Keep the message short. "I wrote this with you in mind. No need to reply." Resist the urge to over-explain the song, defend any lyric, or attach a long note. The song is the note.

Do not watch them open it. Do not ask if they listened. Do not ask what they thought. If they want to talk about it, they will. If they do not bring it up, let it sit. The gift is the act of making and sending it, not the reaction.

Do not repost it. Even if you love how it turned out, putting an apology song on social media turns a private gesture into a performance, and can make the other person feel cornered or exposed.

Mistakes to avoid

A few patterns tend to turn well-meaning apology songs into something that lands wrong.

Using the song to relitigate the argument. Lyrics that subtly explain why you were not really wrong, or that frame the misunderstanding as a mutual problem when it was not, will read as defensive. If a line feels like a soft "but," cut it.

Centering yourself. A song that is mostly about how bad you feel, how guilty you are, how much you have been suffering since the fight, asks the other person to comfort you. Keep the focus on them, on what you understand, on what you are doing differently.

Promising more than you can keep. A small, real promise is worth ten poetic ones. "I will never let you down again" is not a sentence anyone can honor. "I will check in on Sunday like I said I would" is.

Making it too grand. A six-minute orchestral epic for a missed coffee plan is going to feel out of proportion. Match the scale of the gesture to the scale of the misunderstanding.

Sending it too fast. If the conflict happened this morning, wait. Let your own feelings settle. A song written from a still-defensive place will sound that way, even with a soft melody.

Expecting a specific response. Forgiveness is theirs to give on their own timeline, or not at all. Send the song as a closing of your own loop, not as a transaction.

FAQ

Should I tell them I made the song myself, or that it was created through a service? Honesty tends to age better than mystery. You can simply say you wrote it for them with help from a personalized song service. The lyrics, the memories, and the choices are yours, and that is what they will feel.

What if they do not respond at all? That is a possible outcome and you should be ready for it. A non-response is not a failure of the song. It might mean they need more time, or that the repair has to happen in conversation rather than through a gift. Do not follow up about the song itself.

Can I send it alongside flowers or a handwritten note?
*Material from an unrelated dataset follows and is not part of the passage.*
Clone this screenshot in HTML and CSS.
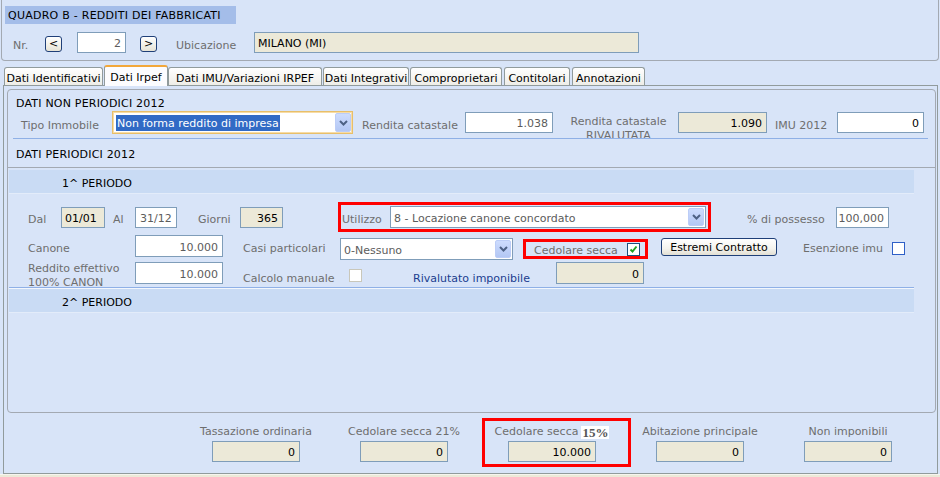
FILE: index.html
```html
<!DOCTYPE html>
<html>
<head>
<meta charset="utf-8">
<title>Quadro B</title>
<link rel="stylesheet" href="styles.css">
</head>
<body>
<div class="frame">
  <div class="head-box">
    <div class="quadro">QUADRO B - REDDITI DEI FABBRICATI</div>
    <div class="nr-row">
      <span class="lbl nr-lbl">Nr.</span>
      <div class="nav">&lt;</div>
      <div class="fld nr-fld">2</div>
      <div class="nav nav-next">&gt;</div>
      <span class="lbl ub-lbl">Ubicazione</span>
      <div class="fld ro ub-fld">MILANO (MI)</div>
    </div>
  </div>

  <div class="tabs">
    <div class="tab t1">Dati Identificativi</div>
    <div class="tab t2 active">Dati Irpef</div>
    <div class="tab t3">Dati IMU/Variazioni IRPEF</div>
    <div class="tab t4">Dati Integrativi</div>
    <div class="tab t5">Comproprietari</div>
    <div class="tab t6">Contitolari</div>
    <div class="tab t7">Annotazioni</div>
  </div>

  <div class="panel">
    <div class="inner">
      <div class="sec-title">DATI NON PERIODICI 2012</div>
      <div class="np-row">
        <span class="lbl tipo-lbl">Tipo Immobile</span>
        <div class="sel focus tipo-sel">
          <span class="hilite">Non forma reddito di impresa</span>
          <span class="dd"><svg width="9" height="6" viewBox="0 0 9 6"><path d="M1 1l3.5 3.5L8 1" fill="none" stroke="#4d6185" stroke-width="2"/></svg></span>
        </div>
        <span class="lbl rend-lbl">Rendita catastale</span>
        <div class="fld rend-fld">1.038</div>
        <span class="lbl riv-lbl">Rendita catastale<br>RIVALUTATA</span>
        <div class="fld ro riv-fld">1.090</div>
        <span class="lbl imu-lbl">IMU 2012</span>
        <div class="fld dark imu-fld">0</div>
      </div>
      <div class="sep"></div>
      <div class="sec-title per-title">DATI PERIODICI 2012</div>

      <div class="periods">
        <div class="band">1^ PERIODO</div>
        <div class="pbody">
          <div class="prow row1">
            <span class="lbl dal-lbl">Dal</span>
            <div class="fld ro dal-fld">01/01</div>
            <span class="lbl al-lbl">Al</span>
            <div class="fld al-fld">31/12</div>
            <span class="lbl gg-lbl">Giorni</span>
            <div class="fld ro gg-fld">365</div>
            <div class="hl hl-util">
              <span class="lbl util-lbl">Utilizzo</span>
              <div class="sel util-sel">
                <span class="sel-text">8 - Locazione canone concordato</span>
                <span class="dd"><svg width="9" height="6" viewBox="0 0 9 6"><path d="M1 1l3.5 3.5L8 1" fill="none" stroke="#4d6185" stroke-width="2"/></svg></span>
              </div>
            </div>
            <span class="lbl poss-lbl">% di possesso</span>
            <div class="fld poss-fld">100,000</div>
          </div>

          <div class="prow row2">
            <span class="lbl can-lbl">Canone</span>
            <div class="fld can-fld">10.000</div>
            <span class="lbl casi-lbl">Casi particolari</span>
            <div class="sel casi-sel">
              <span class="sel-text">0-Nessuno</span>
              <span class="dd"><svg width="9" height="6" viewBox="0 0 9 6"><path d="M1 1l3.5 3.5L8 1" fill="none" stroke="#4d6185" stroke-width="2"/></svg></span>
            </div>
            <div class="hl hl-ced">
              <span class="lbl ced-lbl">Cedolare secca</span>
              <span class="chk on"><svg width="11" height="11" viewBox="0 0 11 11"><path d="M2.5 5.5l2 2 4-5" fill="none" stroke="#21a121" stroke-width="2"/></svg></span>
            </div>
            <div class="btn estremi">Estremi Contratto</div>
            <span class="lbl esen-lbl">Esenzione imu</span>
            <span class="chk esen-chk"></span>
          </div>

          <div class="prow row3">
            <span class="lbl red-lbl">Reddito effettivo<br>100% CANON</span>
            <div class="fld red-fld">10.000</div>
            <span class="lbl calc-lbl">Calcolo manuale</span>
            <span class="chk off"></span>
            <span class="rival-lbl">Rivalutato imponibile</span>
            <div class="fld ro rival-fld">0</div>
          </div>
        </div>
        <div class="psep"></div>
        <div class="band">2^ PERIODO</div>
      </div>
    </div>

    <div class="summary">
      <div class="scol">
        <span class="lbl">Tassazione ordinaria</span>
        <div class="fld ro sfld">0</div>
      </div>
      <div class="scol">
        <span class="lbl">Cedolare secca 21%</span>
        <div class="fld ro sfld">0</div>
      </div>
      <div class="scol marked">
        <span class="lbl">Cedolare secca <b class="pct">15%</b></span>
        <div class="fld ro sfld">10.000</div>
      </div>
      <div class="scol">
        <span class="lbl">Abitazione principale</span>
        <div class="fld ro sfld">0</div>
      </div>
      <div class="scol">
        <span class="lbl">Non imponibili</span>
        <div class="fld ro sfld">0</div>
      </div>
    </div>
  </div>
  <div class="bottom-strip"></div>
</div>
</body>
</html>
```

FILE: styles.css
```css
*, *::before, *::after { box-sizing: border-box; }

html, body {
  margin: 0;
  padding: 0;
}

body {
  width: 940px;
  height: 477px;
  overflow: hidden;
  background: #d8e4f8;
  font-family: "DejaVu Sans", Tahoma, sans-serif;
  font-size: 11px;
  color: #000;
}

.frame {
  width: 940px;
  height: 477px;
  display: flex;
  flex-direction: column;
}

.lbl {
  color: #6e6e6e;
  white-space: nowrap;
}
.nr-row .lbl,
.np-row .lbl,
.prow .lbl {
  margin-top: 5px;
}

/* generic field */
.fld {
  height: 21px;
  border: 1px solid #7f9db9;
  background: #fff;
  display: flex;
  align-items: center;
  justify-content: flex-end;
  padding: 2px 4px 0;
  color: #5c5c5c;
  white-space: nowrap;
  flex: none;
}
.fld.ro {
  background: #ece9d8;
  color: #000;
}
.fld.dark { color: #000; }

/* header box */
.head-box {
  margin: 0 1px;
  height: 61px;
  border: 1px solid #a3a9b2;
  border-top: none;
  border-radius: 0 0 4px 4px;
  padding: 6px 0 0 3px;
  flex: none;
}
.quadro {
  width: 231px;
  height: 18px;
  line-height: 18px;
  background: #a4bde9;
  padding: 1px 0 0 3px;
  letter-spacing: 0.25px;
  white-space: nowrap;
}
.nr-row {
  margin-top: 8px;
  height: 21px;
  display: flex;
  align-items: center;
}
.nr-row .nr-lbl { margin-left: 8px; width: 32px; margin-top: 6px; }
.nav {
  width: 17px;
  height: 16px;
  border: 1px solid #1f3f78;
  border-radius: 3px;
  background: linear-gradient(#ffffff, #e6e3d6);
  display: flex;
  align-items: center;
  justify-content: center;
  font-size: 11px;
  line-height: 1;
  flex: none;
  margin-top: 2px;
}
.nr-fld { width: 49px; margin-left: 15px; }
.nav-next { margin-left: 14px; }
.nr-row .ub-lbl { margin-left: 19px; width: 78px; margin-top: 6px; }
.ub-fld { width: 385px; justify-content: flex-start; padding-left: 3px; }

/* tabs */
.tabs {
  margin-top: 4px;
  height: 20px;
  padding-left: 4px;
  display: flex;
  align-items: flex-end;
  flex: none;
  position: relative;
  z-index: 2;
}
.tab {
  height: 18px;
  border: 1px solid #919b9c;
  border-bottom: none;
  border-radius: 3px 3px 0 0;
  background: linear-gradient(#ffffff, #eeede7);
  display: flex;
  justify-content: center;
  padding-top: 4px;
  white-space: nowrap;
  flex: none;
  line-height: 13px;
}
.tab.active {
  height: 21px;
  margin-bottom: -1px;
  background: #fcfcfe;
  border-top: 2px solid #f2a73a;
  padding-top: 4px;
}
.t1 { width: 99px; margin-right: 1px; }
.t2 { width: 64px; }
.t3 { width: 154px; margin-right: 1px; }
.t4 { width: 86px; margin-right: 1px; }
.t5 { width: 92px; margin-right: 2px; }
.t6 { width: 66px; margin-right: 2px; }
.t7 { width: 73px; }

/* panel */
.panel {
  margin-left: 3px;
  width: 935px;
  height: 389px;
  border: 1px solid #919b9c;
  flex: none;
  display: flex;
  flex-direction: column;
}
.inner {
  margin: 3px 1px 0 3px;
  height: 324px;
  border: 1px solid #a3a9b2;
  border-radius: 4px;
  display: flex;
  flex-direction: column;
  flex: none;
}
.sec-title {
  margin-top: 4px;
  height: 16px;
  line-height: 16px;
  padding: 2px 0 0 8px;
  letter-spacing: 0.2px;
  white-space: nowrap;
}
.per-title { margin-top: 6px; }

.np-row {
  margin-top: 1px;
  height: 23px;
  display: flex;
  align-items: center;
}
.np-row .tipo-lbl { margin-left: 13px; width: 91px; }

/* selects */
.sel {
  border: 1px solid #7f9db9;
  background: #fff;
  display: flex;
  align-items: center;
  padding-left: 3px;
  flex: none;
  color: #5c5c5c;
  white-space: nowrap;
}
.sel-text { flex: 1; padding-top: 2px; }
.dd {
  margin-left: auto;
  margin-right: 1px;
  width: 16px;
  height: calc(100% - 2px);
  border: 1px solid #bccdf7;
  border-radius: 2px;
  background: linear-gradient(#cddcfe, #b3c7f4);
  display: flex;
  align-items: center;
  justify-content: center;
  flex: none;
}
.tipo-sel {
  width: 241px;
  height: 23px;
  border-color: #e8bf6a;
  box-shadow: inset 0 0 0 1px #f7dca6;
  padding-left: 3px;
}
.hilite {
  background: #316ac5;
  color: #fff;
  height: 16px;
  line-height: 17px;
  padding: 0 1px;
}
.np-row .rend-lbl { margin-left: 9px; width: 103px; }
.rend-fld { width: 88px; }
.np-row .riv-lbl {
  width: 125px;
  padding-left: 6px;
  text-align: center;
  line-height: 14px;
  align-self: flex-start;
  margin-top: 4px;
}
.riv-fld { width: 89px; }
.np-row .imu-lbl { width: 70px; padding-left: 8px; }
.imu-fld { width: 87px; }

.sep {
  margin: 4px 0 0 5px;
  width: 915px;
  height: 1px;
  background: #8fb0e6;
}

/* periods */
.periods {
  margin-top: 6px;
  border-top: 1px solid #a3a9b2;
  padding-top: 2px;
  flex: 1;
}
.band {
  margin-left: 1px;
  width: 905px;
  height: 24px;
  line-height: 23px;
  padding: 2px 0 0 53px;
  background: #c9dbf4;
  border-bottom: 1px solid #e3ecfa;
}
.pbody {
  margin-left: 1px;
  padding-top: 8px;
}
.prow {
  display: flex;
  align-items: center;
}
.row1 { height: 30px; }
.row2 { height: 28px; }
.row3 { height: 22px; margin-top: 2px; }

.prow .dal-lbl { margin-left: 19px; width: 33px; }
.dal-fld { width: 44px; justify-content: flex-start; padding-left: 3px; }
.prow .al-lbl { margin-left: 8px; width: 22px; }
.al-fld { width: 42px; justify-content: flex-start; padding-left: 4px; }
.prow .gg-lbl { margin-left: 21px; width: 42px; }
.gg-fld { width: 43px; }

.hl {
  border: 3px solid #ff0000;
  display: flex;
  align-items: center;
  flex: none;
}
.hl-util {
  margin-left: 55px;
  width: 373px;
  height: 30px;
}
.prow .util-lbl { padding-left: 1px; width: 49px; }
.util-sel { width: 316px; height: 22px; }
.prow .poss-lbl { margin-left: 36px; width: 89px; }
.poss-fld { width: 53px; }

.prow .can-lbl { margin-left: 19px; width: 107px; }
.can-fld { width: 88px; height: 22px; }
.prow .casi-lbl { margin-left: 20px; width: 97px; }
.casi-sel { width: 173px; height: 22px; align-self: flex-end; }
.hl-ced {
  margin-left: 10px;
  width: 125px;
  height: 20px;
  align-self: flex-end;
  margin-bottom: 1px;
  padding-left: 8px;
}
.prow .ced-lbl { width: 93px; margin-top: 3px; }

.chk {
  width: 13px;
  height: 13px;
  border: 1px solid #1c5180;
  background: #fff;
  display: flex;
  align-items: center;
  justify-content: center;
  flex: none;
}
.chk.off {
  border-color: #c9c7ba;
  margin-top: 4px;
}
.esen-chk { border-color: #2e5fc7; margin-top: 4px; }

.btn {
  border: 1px solid #1f3f78;
  border-radius: 3px;
  background: linear-gradient(#ffffff 0%, #f4f3ee 60%, #e2dfd3 100%);
  display: flex;
  align-items: center;
  justify-content: center;
  flex: none;
  color: #000;
  white-space: nowrap;
  padding-top: 1px;
}
.estremi {
  margin-left: 13px;
  width: 116px;
  height: 18px;
  align-self: flex-start;
  margin-top: 6px;
}
.prow .esen-lbl { margin-left: 26px; width: 89px; }

.prow .red-lbl {
  margin-left: 19px;
  width: 107px;
  line-height: 14px;
  margin-top: 6px;
}
.red-fld { width: 88px; height: 22px; }
.prow .calc-lbl { margin-left: 20px; width: 106px; margin-top: 10px; }
.rival-lbl {
  margin-left: 51px;
  width: 143px;
  color: #1b3d8f;
  margin-top: 10px;
  white-space: nowrap;
}
.rival-fld { width: 88px; height: 22px; }

.psep {
  margin: 3px 0 0 1px;
  width: 905px;
  height: 2px;
  border-top: 1px solid #8fb0e6;
  border-bottom: 1px solid #f2f6fd;
}

/* summary */
.summary {
  margin-left: 178px;
  margin-top: 12px;
  display: grid;
  grid-template-columns: repeat(5, 148px);
}
.scol {
  display: flex;
  flex-direction: column;
  align-items: center;
  position: relative;
}
.scol .lbl {
  height: 14px;
  line-height: 14px;
  display: flex;
  align-items: center;
  gap: 3px;
}
.sfld {
  margin-top: 2px;
  width: 88px;
  height: 21px;
}
.pct {
  font-family: "Liberation Serif", "Times New Roman", serif;
  font-weight: bold;
  font-size: 13px;
  line-height: 13px;
  color: #555;
  background: #fff;
  padding: 0 1px;
}
.marked::after {
  content: "";
  position: absolute;
  left: 4px;
  top: -7px;
  width: 149px;
  height: 49px;
  border: 3px solid #ff0000;
}

.bottom-strip {
  flex: 1;
  background: #ece9d8;
  border-top: 1px solid #f6f5ef;
}
```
Yes, as long as the overall gesture stays modest and the note is short and accountable, not pleading. A small bundle can feel warm. A huge production can feel like pressure.

Is a song appropriate after a serious argument with a partner? If there has been real harm, broken trust, or a pattern of hurt, a song is not the right tool, at least not yet. Focus on the conversation, on changed behavior over time, and possibly on outside support. A song might come much later, as a marker of repair already done.

What if I am the one who was hurt, but I also said something I regret? You can apologize for your part without erasing theirs. Keep the song focused only on what you are taking responsibility for. Do not use lyrics to nudge them toward apologizing back.

How long should the song be? Shorter often lands better for an apology. Two to three minutes is plenty. Long songs can start to feel like a monologue.